To you, the 15 year old boy who stood afar for the first couple days just staring from a distance. You looked so afraid; you looked so cold and hungry outside. You were afraid, but still standing, hoping that someone would come get you.
I heard you even though you never said a word.
My daughter Jillian persisted that you needed someone to go get you, so we stopped our worlds and daily we stepped out of the program to reach you.
You ate twice as much as everyone else, but we didn’t care. In fact we slipped you a loaf of bread on your way home sometimes. Our entire team not only fell in love with you, but our eyes well with water even now to see what happened in only two weeks.
You came and trusted us. You begged us not to go to your father; little did you know that God had that all planned years ago. I met your father on the road that week and I had no idea that HE was YOUR Dad. I had known him for more than 15 years I think. He works so hard, life has dealt him a rough hand for sure. He struggles with addiction that keeps him bound. I am sure the pain in your broken mud house is more than any child in life should bear. My heart hurts to think of it.

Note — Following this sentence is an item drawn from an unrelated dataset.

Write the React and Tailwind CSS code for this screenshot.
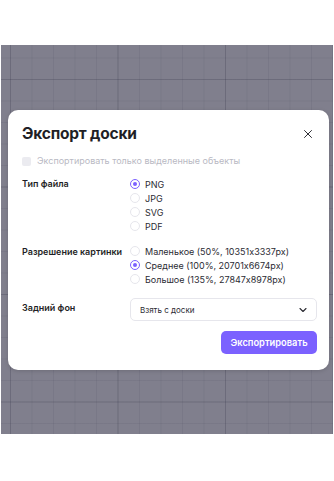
import React, { useState } from 'react';
import { X, ChevronDown } from 'lucide-react';

const Radio = ({ checked, label, onClick }) => (
    <button onClick={onClick} className="flex items-center gap-[5px] h-[14px] text-left">
        <span className={`w-[10px] h-[10px] rounded-full flex items-center justify-center border ${checked ? 'border-[#7b61ff] bg-white' : 'border-[#e6e6ec] bg-white'}`}>
            {checked && <span className="w-[4px] h-[4px] rounded-full bg-[#7b61ff]" />}
        </span>
        <span className="text-[9px] text-[#2b2b33] leading-none">{label}</span>
    </button>
);

export default function App() {
    const [format, setFormat] = useState('PNG');
    const [size, setSize] = useState('medium');

    const sizes = [
        { id: 'small', label: 'Маленькое (50%, 10351x3337px)' },
        { id: 'medium', label: 'Среднее (100%, 20701x6674px)' },
        { id: 'large', label: 'Большое (135%, 27847x8978px)' },
    ];

    return (
        <div className="w-[334px] h-[481px] bg-white font-['Inter',sans-serif] pt-[45px] pl-[1px]">
            {/* Board backdrop */}
            <div className="w-[332px] h-[389px] bg-[#807f8d] bg-[linear-gradient(to_right,rgba(60,60,80,0.1)_1px,transparent_1px),linear-gradient(to_bottom,rgba(60,60,80,0.1)_1px,transparent_1px),linear-gradient(to_right,rgba(60,60,80,0.22)_1px,transparent_1px),linear-gradient(to_bottom,rgba(60,60,80,0.22)_1px,transparent_1px)] bg-[size:21.5px_21.5px,21.5px_21.5px,107.5px_107.5px,107.5px_107.5px] bg-[position:9px_34px,9px_34px,9px_34px,9px_34px] pt-[65px] pl-[7px]">
                {/* Modal */}
                <div className="w-[321px] bg-white rounded-[10px] shadow-[0_1px_4px_rgba(0,0,0,0.15)] pl-[14px] pr-[12px] pt-[14px] pb-[16px]">
                    <div className="flex items-center justify-between">
                        <h1 className="text-[15.5px] font-bold text-[#1f1f26] leading-[20px] tracking-[-0.2px]">Экспорт доски</h1>
                        <X className="w-[14px] h-[14px] text-[#1f1f26] mr-[2px]" strokeWidth={1.6} />
                    </div>

                    <div className="flex items-center gap-[6px] mt-[11px]">
                        <span className="w-[9px] h-[9px] rounded-[2px] bg-[#ebebf0]" />
                        <span className="text-[9px] text-[#b9b9c3] leading-[12px]">Экспортировать только выделенные объекты</span>
                    </div>

                    <div className="flex mt-[10px]">
                        <div className="w-[108px] text-[9px] font-semibold text-[#1f1f26] leading-[14px]">Тип файла</div>
                        <div className="flex flex-col">
                            {['PNG', 'JPG', 'SVG', 'PDF'].map(f => (
                                <Radio key={f} label={f} checked={format === f} onClick={() => setFormat(f)} />
                            ))}
                        </div>
                    </div>

                    <div className="flex mt-[11px]">
                        <div className="w-[108px] text-[9px] font-semibold text-[#1f1f26] leading-[14px] pt-[1px]">Разрешение картинки</div>
                        <div className="flex flex-col">
                            {sizes.map(s => (
                                <Radio key={s.id} label={s.label} checked={size === s.id} onClick={() => setSize(s.id)} />
                            ))}
                        </div>
                    </div>

                    <div className="flex mt-[12px]">
                        <div className="w-[108px] text-[9px] font-semibold text-[#1f1f26] leading-[14px] pt-[3px]">Задний фон</div>
                        <div className="flex-1 h-[23px] border border-[#e6e6ec] rounded-[5px] flex items-center justify-between pl-[9px] pr-[7px]">
                            <span className="text-[8px] text-[#2b2b33]">Взять с доски</span>
                            <ChevronDown className="w-[12px] h-[12px] text-[#2b2b33]" strokeWidth={2.2} />
                        </div>
                    </div>

                    <div className="flex justify-end mt-[10px]">
                        <button className="w-[96px] h-[23px] rounded-[5px] bg-[#7b61ff] text-white text-[9.3px] font-semibold">Экспортировать</button>
                    </div>
                </div>
            </div>
        </div>
    );
}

I wondered if you knew that there was Hope! That the broken person you call Dad is just that, a broken vessel who is also loved by God.

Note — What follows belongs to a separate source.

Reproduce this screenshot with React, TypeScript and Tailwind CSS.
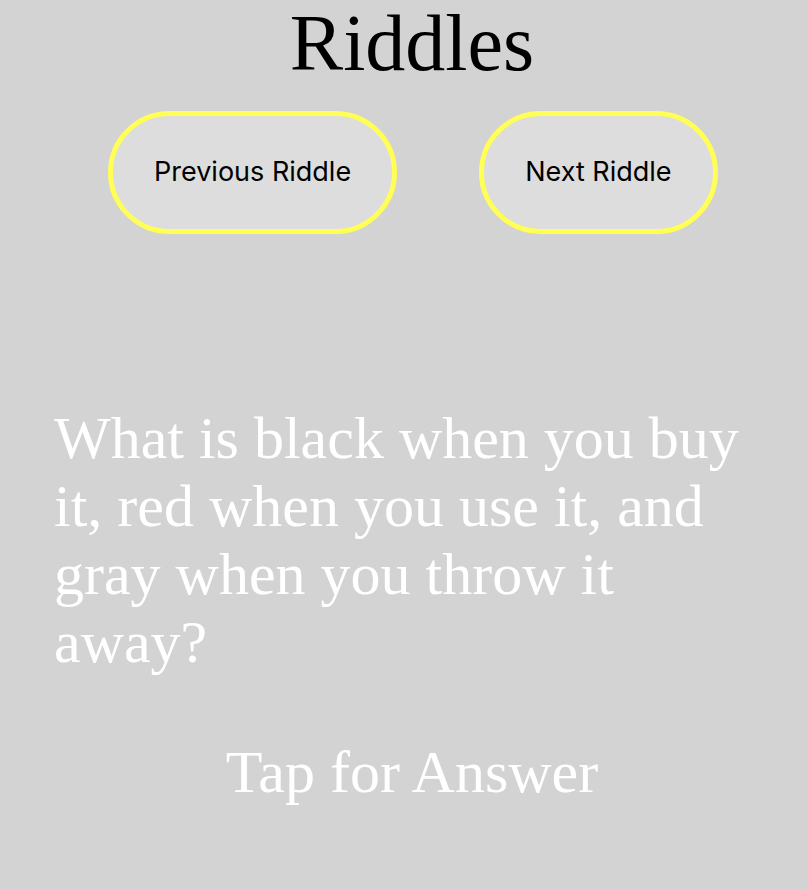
export default function App() {
  return (
    <div className="min-h-[890px] w-full bg-[#d3d3d3] pl-[16px]">
      <h1 className="text-center font-['Liberation_Serif',serif] text-[80px] leading-[86px] text-black">
        Riddles
      </h1>

      <div className="mt-[25px] flex gap-[82px] pl-[92px]">
        <button className="flex h-[123px] items-center rounded-full border-[5px] border-[#ffff55] bg-[#dddddd] px-[41px] font-['Inter',sans-serif] text-[27px] text-black">
          Previous Riddle
        </button>
        <button className="flex h-[123px] items-center rounded-full border-[5px] border-[#ffff55] bg-[#dddddd] px-[41px] font-['Inter',sans-serif] text-[27px] text-black">
          Next Riddle
        </button>
      </div>

      <p className="mt-[170px] pl-[38px] pr-[54px] font-['Liberation_Serif',serif] text-[60px] leading-[68px] text-white">
        What is black when you buy it, red when you use it, and gray when you throw it away?
      </p>

      <p className="mt-[62px] text-center font-['Liberation_Serif',serif] text-[60px] leading-[68px] text-white">
        Tap for Answer
      </p>
    </div>
  );
}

You sat and wouldn’t play. You held your head and were so weak. We convinced you that maybe we could ask your Dad if it would be ok to take you to the clinic. Because he knew us, he said “Ok”. You were so surprised! God wasn’t!
We took you to the clinic and got you medicine. The following Monday, your Dad himself brought you to camp with your young brother and he begged us for help! He tried to hide the truth but we all knew. You hung your head as you wore a winter cap to cover your bruised face. Your Dad told us that a log had fallen on your face.
I asked you several times that if you needed help, we would help you. You only humbly asked to bring you to the doctor. That day, we decided that you were part of our community and when this trip was over. That “someone” needed to actively check on you. That you were important to us. You are a kid, you act like a man because you care for everyone, but you are only a kid and you are NOT alone.
It’s Christmas time and all Tanzanian kids get new clothes. However in your house that is just a dream for years. Your clothes hang on you like dirty rags hardly sturdy enough to cover your fragile, malnourished body. We went to your father and told him that you won a prize and we took you shopping. I didn’t want my white skin to shine bright and reveal to the world once again that you were poor and needed help. I could tell your 15 year old self didn’t need anymore attention. You needed love and pride. So our Tanzanian teammate, Monica, took you and your brother to the market.
You smiled and laughed; you joked and couldn’t imagine this day was real. You insisted that you and your brother use some of the money to buy your Dad a new outfit too. Your heart melted me. I knew you were different from the day I laid eyes on you.
You walked into camp with your new clothes on, with nice shoes and you looked me square in the face like a free man-free of shame. I smiled big and told you that you looked handsome today and you blushed through your tethered skin.
Your head started to heal, you got up and started to dance and play games. You laughed so hard one day that I am crying now thinking about it. You knew we were safe, we truly cared. I wonder how many of us as adults have “wounds” on us that make us walk in shame, that make us sit down and feel not safe. I wonder how many of the people around me, are calling me to reach out to them with the loudest silent voice ever. I feel it! I hear them.
I am here Lord, use me.
Let me love like you love.
Let a generation be free,
free from slavery
..of addiction, abuse and abandonment..
Our Christmas camp was awesome!
I shared that part of the one child because sometimes in the midst of big numbers and huge events, we forget to see the ONE and so often that is the heart of it all.
We had a great turn out.
We will be meeting in the next couple months with a team of folks to plan “what’s next for next year!”.
We want to multiply our reach and work with churches to reach their kids in their communities. So this is super cool stuff.
I wanted to thank my friend Sandra West who came from Connecticut to come help us out.